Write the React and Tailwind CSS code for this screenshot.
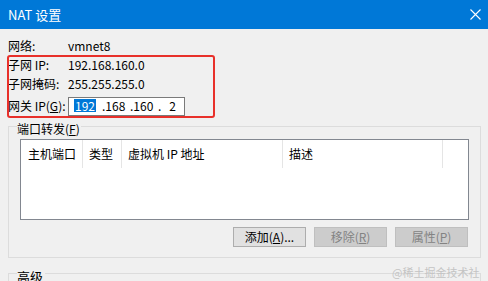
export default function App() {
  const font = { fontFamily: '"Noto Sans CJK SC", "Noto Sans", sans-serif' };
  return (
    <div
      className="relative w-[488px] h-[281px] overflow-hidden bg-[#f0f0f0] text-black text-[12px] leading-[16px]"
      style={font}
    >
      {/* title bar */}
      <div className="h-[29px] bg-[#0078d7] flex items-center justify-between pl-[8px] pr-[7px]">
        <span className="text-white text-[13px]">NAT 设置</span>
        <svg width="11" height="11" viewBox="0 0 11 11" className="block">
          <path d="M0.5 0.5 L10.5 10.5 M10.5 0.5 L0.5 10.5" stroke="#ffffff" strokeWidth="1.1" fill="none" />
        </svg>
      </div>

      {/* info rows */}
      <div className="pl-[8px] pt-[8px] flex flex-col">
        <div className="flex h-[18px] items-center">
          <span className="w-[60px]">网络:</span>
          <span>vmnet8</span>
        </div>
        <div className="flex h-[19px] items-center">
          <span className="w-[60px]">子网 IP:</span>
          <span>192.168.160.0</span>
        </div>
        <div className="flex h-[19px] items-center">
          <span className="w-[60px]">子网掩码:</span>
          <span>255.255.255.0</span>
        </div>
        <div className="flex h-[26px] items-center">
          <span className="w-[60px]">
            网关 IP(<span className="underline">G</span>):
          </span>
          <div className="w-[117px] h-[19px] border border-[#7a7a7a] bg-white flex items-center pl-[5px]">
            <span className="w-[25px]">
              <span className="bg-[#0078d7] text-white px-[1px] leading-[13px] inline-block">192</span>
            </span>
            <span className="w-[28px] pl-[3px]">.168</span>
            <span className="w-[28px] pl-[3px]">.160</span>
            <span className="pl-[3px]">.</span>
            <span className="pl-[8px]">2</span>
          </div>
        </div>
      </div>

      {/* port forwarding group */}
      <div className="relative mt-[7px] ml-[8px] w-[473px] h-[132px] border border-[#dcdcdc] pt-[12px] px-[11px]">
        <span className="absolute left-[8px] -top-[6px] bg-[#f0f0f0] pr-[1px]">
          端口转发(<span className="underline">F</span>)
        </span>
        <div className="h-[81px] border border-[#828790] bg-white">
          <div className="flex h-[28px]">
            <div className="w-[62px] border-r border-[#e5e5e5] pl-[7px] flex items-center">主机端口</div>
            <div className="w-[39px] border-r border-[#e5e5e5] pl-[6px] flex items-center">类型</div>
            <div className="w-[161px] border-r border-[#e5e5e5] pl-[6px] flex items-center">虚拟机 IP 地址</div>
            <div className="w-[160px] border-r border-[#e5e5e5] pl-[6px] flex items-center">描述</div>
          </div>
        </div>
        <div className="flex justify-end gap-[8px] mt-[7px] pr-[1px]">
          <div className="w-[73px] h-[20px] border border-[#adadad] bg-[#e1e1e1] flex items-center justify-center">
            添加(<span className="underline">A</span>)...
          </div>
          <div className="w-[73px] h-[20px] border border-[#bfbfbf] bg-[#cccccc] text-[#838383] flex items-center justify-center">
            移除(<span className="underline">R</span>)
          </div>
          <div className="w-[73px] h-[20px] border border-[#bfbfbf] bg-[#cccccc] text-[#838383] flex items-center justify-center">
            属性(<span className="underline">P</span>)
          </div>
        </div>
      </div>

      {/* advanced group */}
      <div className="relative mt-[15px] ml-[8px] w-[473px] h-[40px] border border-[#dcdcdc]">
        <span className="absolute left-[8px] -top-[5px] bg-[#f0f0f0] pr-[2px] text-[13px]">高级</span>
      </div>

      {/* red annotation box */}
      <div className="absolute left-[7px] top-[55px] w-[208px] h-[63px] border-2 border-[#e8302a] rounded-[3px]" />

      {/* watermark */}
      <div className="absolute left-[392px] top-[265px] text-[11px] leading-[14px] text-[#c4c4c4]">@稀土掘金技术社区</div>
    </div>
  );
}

▬▬▬

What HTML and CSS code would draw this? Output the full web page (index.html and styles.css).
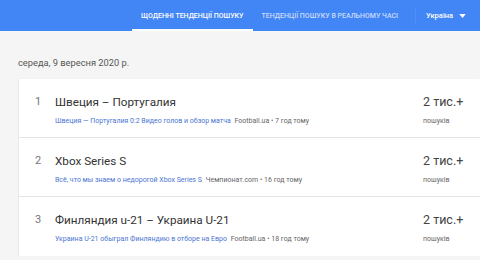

▬▬▬

Take every line from the records above that has the word "this" and copy it.

◆ WORKED SOLUTION ◆
Write the React and Tailwind CSS code for this screenshot.
What HTML and CSS code would draw this? Output the full web page (index.html and styles.css).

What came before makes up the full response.